Murray also had a hand in improving electronically delivered information to drivers, carbon fibre brake discs, and even an air-jacking system that was built into the car, designed to accelerate tyre changes. In 1983 his devastatingly effective BT52 was produced in a hurry following the final banning of ground-effect, and took advantage of the rise of in-race refuelling to produce a compact and powerful car which made Piquet a champion again.

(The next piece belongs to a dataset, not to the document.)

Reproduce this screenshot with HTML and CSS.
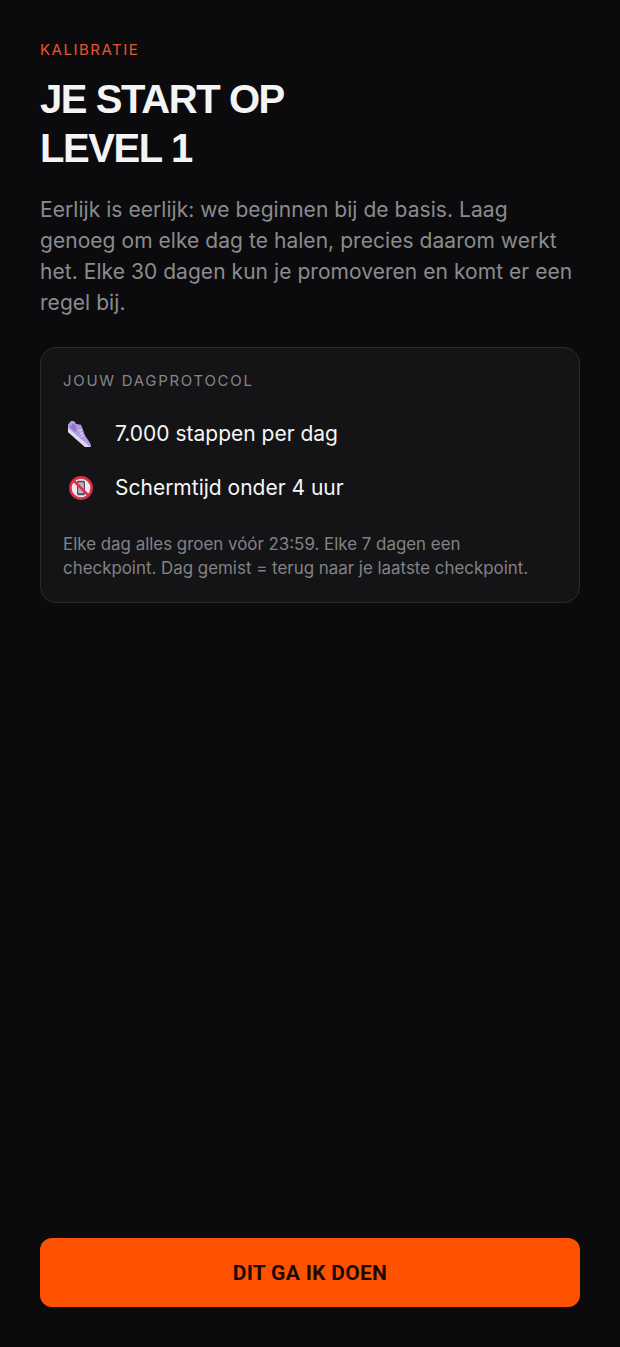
FILE: index.html
```html
<!DOCTYPE html>
<html lang="nl">
<head>
<meta charset="utf-8">
<title>Kalibratie</title>
<link rel="stylesheet" href="styles.css">
</head>
<body>
<main class="screen">
  <div class="content">
    <p class="eyebrow">KALIBRATIE</p>
    <h1 class="title">JE START OP<br>LEVEL 1</h1>
    <p class="lead">Eerlijk is eerlijk: we beginnen bij de basis. Laag genoeg om elke dag te halen, precies daarom werkt het. Elke 30 dagen kun je promoveren en komt er een regel bij.</p>
    <section class="card">
      <h2 class="card-label">JOUW DAGPROTOCOL</h2>
      <ul class="rules">
        <li class="rule">
          <svg class="icon" viewBox="0 0 26 26" aria-hidden="true">
            <g transform="rotate(40 13 13)">
              <path d="M-3 7 L3 8.5 L7 6 L10 7.5 L17 11.5 L24 13.5 Q29 14.5 29 18 L29 19 L-3 19 Z" fill="#b39be0"/>
              <path d="M-3 16.5 L29 17 L29 19.5 Q29 20.5 27 20.5 L-3 20 Z" fill="#e0d8ec"/>
              <path d="M0 10 L5 10.5 L8 15 L0 15 Z" fill="#8f76c6"/>
              <path d="M11 9.5 L9.5 12 M13.5 11 L12 13.5 M16 12.5 L14.5 15" stroke="#e8e2f3" stroke-width="1" fill="none"/>
            </g>
          </svg>
          <span>7.000 stappen per dag</span>
        </li>
        <li class="rule">
          <svg class="icon" viewBox="0 0 26 26" aria-hidden="true">
            <circle cx="13" cy="13" r="10.6" fill="#f4e6e8" stroke="#d8324a" stroke-width="2.6"/>
            <rect x="9" y="5.8" width="8" height="14.4" rx="1.2" fill="#55506a"/>
            <rect x="10.2" y="7.4" width="5.6" height="10.8" fill="#b9b4c6"/>
            <path d="M5.6 5.6 L20.4 20.4" stroke="#d8324a" stroke-width="2.6"/>
          </svg>
          <span>Schermtijd onder 4 uur</span>
        </li>
      </ul>
      <p class="note">Elke dag alles groen vóór 23:59. Elke 7 dagen een checkpoint. Dag gemist = terug naar je laatste checkpoint.</p>
    </section>
  </div>
  <button class="cta" type="button">DIT GA IK DOEN</button>
</main>
</body>
</html>
```

FILE: styles.css
```css
* { box-sizing: border-box; }

html, body {
  margin: 0;
  height: 100%;
  background: #0b0b0d;
}

body {
  font-family: Inter, "Liberation Sans", sans-serif;
}

.screen {
  height: 1347px;
  padding: 41px 40px 40px;
  display: flex;
  flex-direction: column;
  justify-content: space-between;
}

.eyebrow {
  margin: 0;
  font-size: 15px;
  line-height: 18px;
  letter-spacing: 1.5px;
  color: #e4572a;
}

.title {
  margin: 16px 0 0;
  font-family: "Liberation Sans", Arial, sans-serif;
  font-weight: 700;
  font-size: 40px;
  line-height: 49px;
  letter-spacing: -1.4px;
  color: #f4f4f4;
}

.lead {
  margin: 21px 0 0;
  font-size: 21px;
  line-height: 31px;
  letter-spacing: 0.05px;
  color: #8b8b8f;
}

.card {
  margin-top: 29px;
  padding: 24px 23px 22px 22px;
  background: #141416;
  border: 1px solid #2a2a2c;
  border-radius: 16px;
}

.card-label {
  margin: 0;
  font-weight: 400;
  font-size: 15px;
  line-height: 18px;
  letter-spacing: 1.7px;
  color: #858589;
}

.rules {
  list-style: none;
  margin: 28px 0 0;
  padding: 0;
  display: flex;
  flex-direction: column;
  gap: 22px;
}

.rule {
  display: flex;
  align-items: center;
  gap: 21px;
  font-size: 21px;
  line-height: 32px;
  color: #f6f6f6;
}

.icon {
  width: 26px;
  height: 26px;
  margin-left: 5px;
  flex: none;
}

.note {
  margin: 28px 0 0;
  max-width: 478px;
  font-size: 16.9px;
  line-height: 24px;
  color: #828286;
}

.cta {
  width: 100%;
  height: 69px;
  border: 0;
  border-radius: 12px;
  background: #ff5200;
  color: #1a0a04;
  font-family: Roboto, "Liberation Sans", sans-serif;
  font-weight: 700;
  font-size: 21px;
  letter-spacing: 0.3px;
}
```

At times Murray’s radical thinking led him down the wrong path. The BT55 of 1986 was conceived with the aim of reducing frontal cross-section and getting as much clean airflow to the rear wing as possible. However its BMW engine could not be made to work in this ‘lowline’ configuration, and the car never reached its potential. Worse, Elio de Angelis lost his life in a crash while testing it at Paul Ricard in 1986.

As Ecclestone’s interest in his Brabham team waned Murray moved to McLaren. Here he revived the lowline concept to devastating effect with the MP4-4. Perhaps the most dominant F1 car ever built, it won 15 wins from 16 races in 1988.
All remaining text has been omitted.